4. Practice—Pleading—Inconsistant Defenses.
Two separate defenses alleging a vested interest in a policy of insurance, one by reason of an ante-nuptial agreement and the other by a gift inter vivos are not necessarily inconsistant. Inconsistant defenses are allowed under the code.
5. Statute of Frauds—Parol Ante-Nuptial Agreement.
Where plaintiffs claimed an interest in an insurance policy merely as donees by being substituted as beneficiaries, they cannot object to defendant’s claim under an ante-nuptial agreement on the ground that under the statute of frauds it was void because not made in writing, where the agreement was completely executed before plaintiff’s supposed rights attached.
6. Ante Nuptial Agreement—Evidence.
In an action for the proceeds of an insurance policy where defendant claimed a vested interest by reason of an ante-nuptial agreement and by gift inter vivos, and several disinterested witnesses testified that the deceased insured promised defendant if she would marry him he would make her sole beneficiary in an insurance policy in which a former wife then deceased was payee, and after his marriage with defendant he surrendered the policy to the association and procured a new policy with defendant named as sole beneficiary which he delivered to defendant, which she retained in her possession until after his death, the evidence was sufficient to establish either an ante-nuptial agreement or gift inter vivos or both, notwithstanding defendant on cross examination said that she married deceased for a home for herself and children and that was the sole consideration and that there was no contract about it, where her entire examination shows that such promise was one of the considerations.
7. Appellate Practice—Judgment Directed.
Where a judgment in favor of plaintiffs is reversed and it appears that there have been three trials of the cause and the evidence was not materially different at the last trial from what it was at the two former, and at neither of the trials was the evidence sufficient to sustain plaintiff’s action, the cause will not be remanded for a new trial but judgment will be directed for defandant.
Appeal from the District Court of Arapahoe County.
This cause, now pending under the title of Hill v. Groesbeck et al., is here for the second time.- Upon the first appeal it was entitled Anderson v. Groesbeck et al. This change is accounted for by the fact that, since the former appeal, Mrs. Anderson has, by marriage, become Mrs. Hill.
When here before, the judgment of the trial court in favor of the palintiffs was reversed and the cause re-remanded for a new trial.
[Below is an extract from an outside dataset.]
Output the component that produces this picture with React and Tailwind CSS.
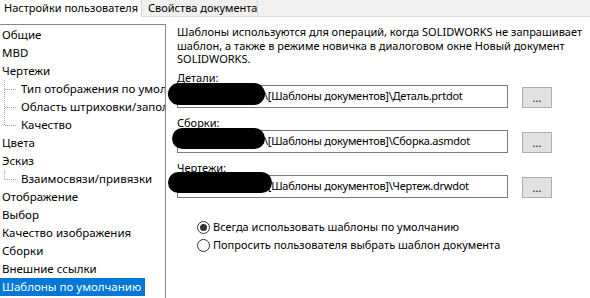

Anderson v. Groesbeeket al. 26 Colo. 3. In accordance with the explicit instructions then given, the last trial was had upon the original complaint and the amended answer. Stated briefly, the complaint alleges that to one Thomas G. Anderson, a member of the Covenant Mutual Life Association of Illinois, was issued a life policy for $5,000, payable, in case of his death, to Helen Anderson, the defendant in this action. That afterwards and shortly before the death of Mr. Anderson, he desired to make the beneficiaries therein William W. Anderson and Mollie E. Groesbeck, each to the extent of $2,000, and Helen Anderson, his wife, to the extent of $1,000, which change was then authorized by the by-laws of the association upon surrender and cancellation of the original policy. That to carry out such object Mr. Anderson, by his deed in writing, took such steps as were within his power to cause such substitution to be made, but defendant, having possession of the policy, refused on demand to surrender it, and because of such refusal prevented the actual consummation of the intended change, yet by reason of the premises the plaintiffs herein are, in equity, co-beneficiaries in such policy to the extent indicated.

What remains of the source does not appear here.